Correction: I misread the bill, while the part about the individual mandate is correct, legislators were already going to be forced into the exchanges.  What the bill does is cut staffer subsidies, and most of those staffers are poor.  That’s not something I can support.

 

legislators would have to get their health care coverage from ACA exchanges like other Americans, and the individual mandate would be pushed back one year.  (Remember, the corporate mandate has been pushed backed, it’s only individuals being forced to buy or pay a fine.)

Who is on the wrong side here?  The exchanges would still open, those who would benefit from the ACA could still buy insurance and legislators would have the same experience as Americans instead of gold-plated healthcare.

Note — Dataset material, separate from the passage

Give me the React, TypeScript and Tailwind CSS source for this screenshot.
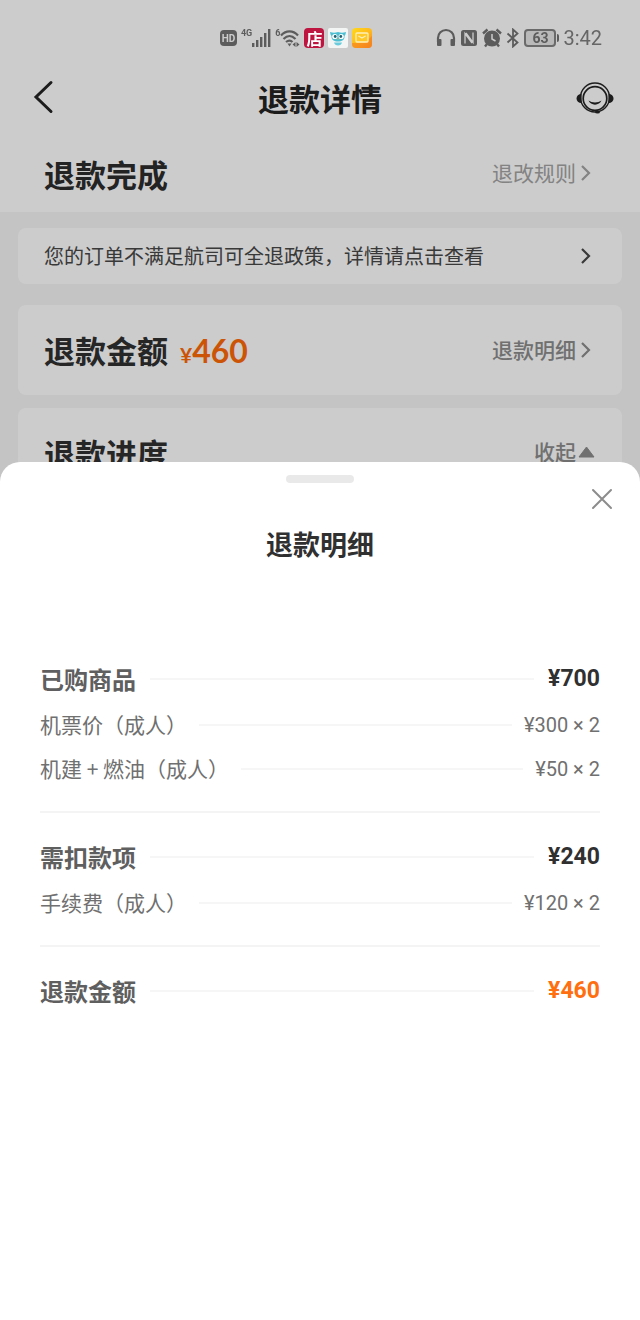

If President Romney had passed this bill (and remember, it is Romneycare on a national scale), and Democrats were shutting down the government with the exact same bill, most people screaming about this would be justifying it.

The Individual Mandate and the Government Shutdown

Let’s get specific.  The House spending bill linked continued funding to a one year delay of the individual mandate—the requirement that everyone buy insurance.  This is not the same thing as delaying Obamacare, everyone who wanted a policy could still buy one.  While there are subsidies for buying insurance, for many of the working poor they don’t cover most of the cost, and the insurance they buy is very high deductible, meaning that they are forced to either pay a fine, or buy insurance that they can’t afford to use.

Straight up the individual mandate is a transfer of  money from the working poor and the young and healthy to insurance companies and older sicker individuals. It forces people who can’t afford an extra expense every month (and if you have never lived paycheck to paycheck you should shut your mouth, you have no idea what it’s like) to buy something they can’t afford: to choose between food or rent or insurance.

On the face of it, and leaving aside motives, I cannot see that the Republican bill was a bad thing.  Absent a real, robust public option and much stronger subsidies than exist, the individual mandate was always the most odious part of the ACA.  This is not to argue that Obamacare does not do some good, it will save some people’s lives and reduce other people’s suffering. But it does so explicitly by hurting some of the most vulnerable people in America: the price of your healthcare, if it’s helping you, is hurting other, vulnerable, people.

I note, also, that employers were given a delay on their mandate, but individuals: poor people, were not given an extension on theirs.

Let us speak, next, to the details of the shutdown: if you do not like that most of the NSA, say, is still operational, but food and airline safety inspectors are furloughed, that is a decision made by the executive. It exactly reflects Obama’s priorities, it is not a decision made by Republicans.  You can blame Republicans for the shutdown, you cannot blame them for the specifics of how it is carried out, that is entirely Obama’s decision.  Spying on Americans and killing brown people with drones is vastly important to Obama and always has been.  Making sure you don’t die of e-coli, apparently not so much.

The individual mandate, from every poll I can find, is the most unpopular part of the ACA, opposed by straight majorities of Americans and definitely opposed by the Republicans who elected the Representatives who voted to delay it.  This is not a case of Democracy not working, it is a case of Democracy working.  What one House does, another can undo, that is the essence of democratic change.